_Description of the task_
Go through the records and show each line where the word "this" occurs.

[Entries with page source code]
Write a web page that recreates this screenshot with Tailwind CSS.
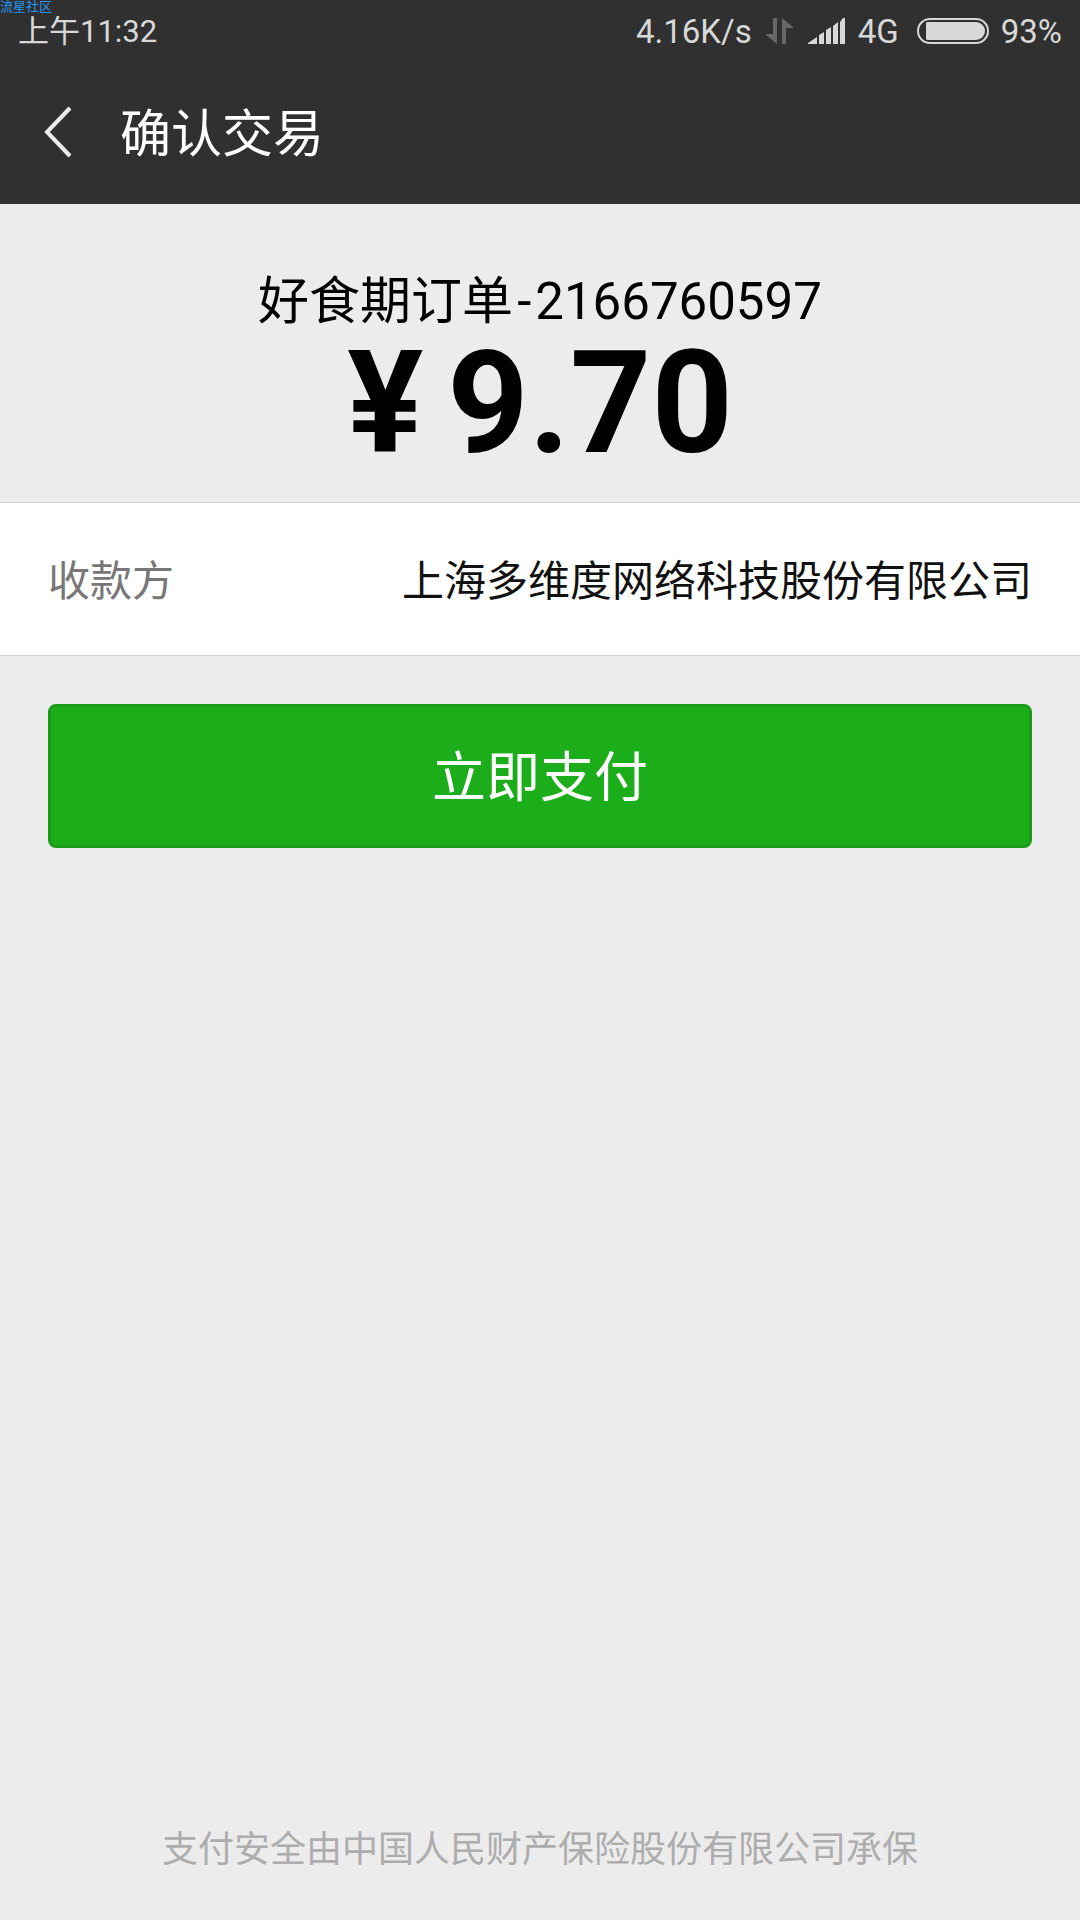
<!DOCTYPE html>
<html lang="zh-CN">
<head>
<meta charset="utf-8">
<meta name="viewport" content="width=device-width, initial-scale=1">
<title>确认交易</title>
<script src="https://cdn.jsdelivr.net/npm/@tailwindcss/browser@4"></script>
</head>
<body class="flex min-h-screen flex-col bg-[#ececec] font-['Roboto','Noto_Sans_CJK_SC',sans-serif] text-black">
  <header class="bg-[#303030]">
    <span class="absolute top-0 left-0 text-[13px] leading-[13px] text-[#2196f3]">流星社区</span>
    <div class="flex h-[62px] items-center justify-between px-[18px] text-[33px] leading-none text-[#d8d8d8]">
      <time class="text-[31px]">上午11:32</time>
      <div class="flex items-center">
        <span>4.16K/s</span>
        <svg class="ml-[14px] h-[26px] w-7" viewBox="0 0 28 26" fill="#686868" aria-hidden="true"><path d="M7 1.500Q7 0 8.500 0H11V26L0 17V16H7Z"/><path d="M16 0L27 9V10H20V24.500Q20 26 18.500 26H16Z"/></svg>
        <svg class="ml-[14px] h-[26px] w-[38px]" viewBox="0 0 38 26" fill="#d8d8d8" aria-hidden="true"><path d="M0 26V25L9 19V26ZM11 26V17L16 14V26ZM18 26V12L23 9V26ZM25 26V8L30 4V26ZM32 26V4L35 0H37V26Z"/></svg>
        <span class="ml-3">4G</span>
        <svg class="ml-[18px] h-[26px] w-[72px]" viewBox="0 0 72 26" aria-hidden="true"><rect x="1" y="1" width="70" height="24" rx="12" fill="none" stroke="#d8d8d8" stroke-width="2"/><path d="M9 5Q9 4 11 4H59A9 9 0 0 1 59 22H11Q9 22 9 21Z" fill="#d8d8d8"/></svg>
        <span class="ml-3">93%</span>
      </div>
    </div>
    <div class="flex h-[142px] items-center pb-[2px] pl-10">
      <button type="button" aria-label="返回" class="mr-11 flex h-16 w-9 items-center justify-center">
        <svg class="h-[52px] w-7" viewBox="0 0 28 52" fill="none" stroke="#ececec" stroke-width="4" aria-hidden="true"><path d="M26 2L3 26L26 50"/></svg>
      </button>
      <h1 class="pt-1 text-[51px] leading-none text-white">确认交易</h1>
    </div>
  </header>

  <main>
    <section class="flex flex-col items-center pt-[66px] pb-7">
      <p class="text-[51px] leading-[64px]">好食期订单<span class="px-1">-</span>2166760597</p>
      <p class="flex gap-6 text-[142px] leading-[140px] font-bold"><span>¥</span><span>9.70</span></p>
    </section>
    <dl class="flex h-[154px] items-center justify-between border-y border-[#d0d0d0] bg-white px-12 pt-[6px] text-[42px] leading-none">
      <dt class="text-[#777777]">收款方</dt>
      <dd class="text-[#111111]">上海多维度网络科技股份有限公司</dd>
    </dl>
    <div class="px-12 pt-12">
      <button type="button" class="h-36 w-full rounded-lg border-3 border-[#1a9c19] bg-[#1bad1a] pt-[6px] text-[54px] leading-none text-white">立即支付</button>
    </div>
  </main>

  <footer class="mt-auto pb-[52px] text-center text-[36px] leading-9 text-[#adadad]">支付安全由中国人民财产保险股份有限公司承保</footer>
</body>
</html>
--
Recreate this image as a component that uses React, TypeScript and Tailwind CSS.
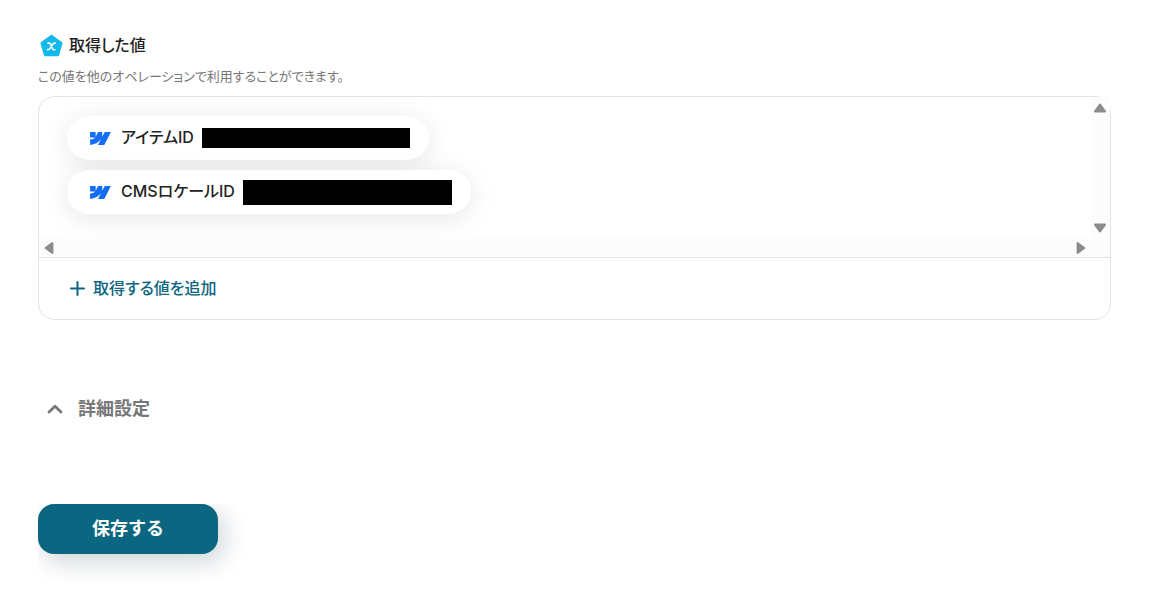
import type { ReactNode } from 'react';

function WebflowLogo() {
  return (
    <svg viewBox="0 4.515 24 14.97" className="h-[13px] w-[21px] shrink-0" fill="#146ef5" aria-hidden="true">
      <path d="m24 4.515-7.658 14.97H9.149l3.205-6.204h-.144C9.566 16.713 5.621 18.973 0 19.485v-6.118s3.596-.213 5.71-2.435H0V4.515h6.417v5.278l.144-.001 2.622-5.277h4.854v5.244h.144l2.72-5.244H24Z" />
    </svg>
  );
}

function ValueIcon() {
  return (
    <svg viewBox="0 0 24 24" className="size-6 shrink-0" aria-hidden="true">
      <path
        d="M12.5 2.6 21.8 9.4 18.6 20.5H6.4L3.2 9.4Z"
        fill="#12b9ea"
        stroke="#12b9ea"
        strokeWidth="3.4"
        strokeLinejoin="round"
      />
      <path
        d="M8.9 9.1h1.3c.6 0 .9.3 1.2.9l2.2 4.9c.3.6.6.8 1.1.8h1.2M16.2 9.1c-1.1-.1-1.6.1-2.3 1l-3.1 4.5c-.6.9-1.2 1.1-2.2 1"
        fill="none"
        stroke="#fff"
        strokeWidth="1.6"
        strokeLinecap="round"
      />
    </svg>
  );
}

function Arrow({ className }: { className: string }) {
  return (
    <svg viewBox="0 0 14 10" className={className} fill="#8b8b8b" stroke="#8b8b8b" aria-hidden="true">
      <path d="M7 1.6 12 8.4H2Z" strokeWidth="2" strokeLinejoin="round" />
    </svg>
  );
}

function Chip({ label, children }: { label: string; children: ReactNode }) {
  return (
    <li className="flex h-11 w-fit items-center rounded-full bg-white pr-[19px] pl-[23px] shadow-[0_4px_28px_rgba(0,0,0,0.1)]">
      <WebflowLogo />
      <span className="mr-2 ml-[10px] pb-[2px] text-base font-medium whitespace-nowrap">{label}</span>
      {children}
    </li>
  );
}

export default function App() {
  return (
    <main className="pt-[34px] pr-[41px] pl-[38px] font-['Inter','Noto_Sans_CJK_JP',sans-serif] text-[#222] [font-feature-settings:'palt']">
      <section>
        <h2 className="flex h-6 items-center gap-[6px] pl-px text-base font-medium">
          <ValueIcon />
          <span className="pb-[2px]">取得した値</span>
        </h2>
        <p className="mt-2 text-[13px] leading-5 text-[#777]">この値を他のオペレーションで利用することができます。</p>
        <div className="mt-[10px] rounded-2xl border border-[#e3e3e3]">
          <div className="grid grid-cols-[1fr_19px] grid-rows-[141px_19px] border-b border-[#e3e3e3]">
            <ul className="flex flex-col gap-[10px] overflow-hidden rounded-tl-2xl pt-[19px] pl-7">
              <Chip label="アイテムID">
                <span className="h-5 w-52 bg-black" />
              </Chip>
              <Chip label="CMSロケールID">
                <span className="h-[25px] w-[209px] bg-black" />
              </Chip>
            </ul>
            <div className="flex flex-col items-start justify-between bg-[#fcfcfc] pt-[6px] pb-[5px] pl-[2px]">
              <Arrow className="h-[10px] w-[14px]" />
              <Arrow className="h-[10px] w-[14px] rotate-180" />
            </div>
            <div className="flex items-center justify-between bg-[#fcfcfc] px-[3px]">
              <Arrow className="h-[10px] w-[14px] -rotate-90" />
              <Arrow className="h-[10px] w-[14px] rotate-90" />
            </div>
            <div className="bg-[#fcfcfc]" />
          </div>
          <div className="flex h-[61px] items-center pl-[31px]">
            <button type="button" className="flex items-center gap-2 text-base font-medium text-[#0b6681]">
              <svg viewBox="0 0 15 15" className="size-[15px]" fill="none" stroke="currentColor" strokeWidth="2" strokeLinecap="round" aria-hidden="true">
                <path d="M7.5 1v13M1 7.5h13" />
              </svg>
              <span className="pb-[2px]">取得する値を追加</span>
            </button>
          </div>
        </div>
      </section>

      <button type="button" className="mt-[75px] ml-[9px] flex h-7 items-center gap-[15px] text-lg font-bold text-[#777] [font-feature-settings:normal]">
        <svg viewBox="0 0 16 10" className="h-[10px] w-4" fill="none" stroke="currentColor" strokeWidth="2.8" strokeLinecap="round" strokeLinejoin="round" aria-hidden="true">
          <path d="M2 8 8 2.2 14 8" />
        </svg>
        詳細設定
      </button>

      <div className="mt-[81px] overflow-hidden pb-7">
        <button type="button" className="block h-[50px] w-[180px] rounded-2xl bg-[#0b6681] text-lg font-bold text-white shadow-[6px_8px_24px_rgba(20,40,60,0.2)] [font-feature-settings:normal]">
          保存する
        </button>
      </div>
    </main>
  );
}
==
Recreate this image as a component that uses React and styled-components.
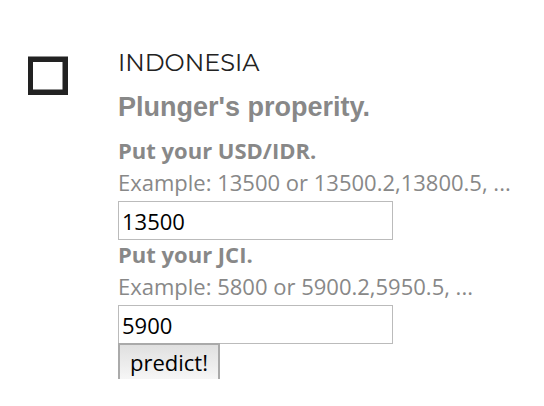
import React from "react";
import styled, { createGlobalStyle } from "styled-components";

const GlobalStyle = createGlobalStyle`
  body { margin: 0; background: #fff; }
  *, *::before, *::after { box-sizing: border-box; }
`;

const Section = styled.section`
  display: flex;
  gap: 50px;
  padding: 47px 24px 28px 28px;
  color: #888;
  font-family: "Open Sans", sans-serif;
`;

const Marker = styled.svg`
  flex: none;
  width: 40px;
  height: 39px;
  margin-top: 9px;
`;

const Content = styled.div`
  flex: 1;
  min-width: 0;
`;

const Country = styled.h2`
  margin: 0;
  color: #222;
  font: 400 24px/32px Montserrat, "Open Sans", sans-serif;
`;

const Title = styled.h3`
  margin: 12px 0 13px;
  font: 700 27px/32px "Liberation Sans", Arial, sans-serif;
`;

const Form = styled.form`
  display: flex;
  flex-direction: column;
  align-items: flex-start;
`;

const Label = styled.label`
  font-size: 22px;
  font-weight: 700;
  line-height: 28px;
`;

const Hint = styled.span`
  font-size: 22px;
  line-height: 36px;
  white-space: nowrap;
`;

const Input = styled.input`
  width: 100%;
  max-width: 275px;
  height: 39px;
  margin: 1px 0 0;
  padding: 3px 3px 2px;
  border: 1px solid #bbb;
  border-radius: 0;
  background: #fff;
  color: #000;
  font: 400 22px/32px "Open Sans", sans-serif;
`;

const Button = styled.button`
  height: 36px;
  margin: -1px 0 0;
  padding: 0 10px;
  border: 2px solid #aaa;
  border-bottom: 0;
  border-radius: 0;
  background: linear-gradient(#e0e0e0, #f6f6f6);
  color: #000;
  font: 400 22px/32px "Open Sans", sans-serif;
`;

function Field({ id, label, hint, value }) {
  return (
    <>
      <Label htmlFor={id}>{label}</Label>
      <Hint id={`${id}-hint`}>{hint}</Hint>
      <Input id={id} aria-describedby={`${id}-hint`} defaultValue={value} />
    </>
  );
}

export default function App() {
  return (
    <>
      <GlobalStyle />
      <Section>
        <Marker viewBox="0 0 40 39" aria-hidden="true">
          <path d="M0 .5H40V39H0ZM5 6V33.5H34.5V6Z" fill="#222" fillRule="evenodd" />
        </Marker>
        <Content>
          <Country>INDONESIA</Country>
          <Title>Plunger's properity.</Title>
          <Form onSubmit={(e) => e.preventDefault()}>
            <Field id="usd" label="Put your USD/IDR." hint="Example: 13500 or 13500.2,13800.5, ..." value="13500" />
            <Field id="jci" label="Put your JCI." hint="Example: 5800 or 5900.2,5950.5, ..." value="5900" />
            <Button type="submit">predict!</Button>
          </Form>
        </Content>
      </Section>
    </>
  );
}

_Task answer_
Write a web page that recreates this screenshot with Tailwind CSS.
Recreate this image as a component that uses React, TypeScript and Tailwind CSS.
Recreate this image as a component that uses React and styled-components.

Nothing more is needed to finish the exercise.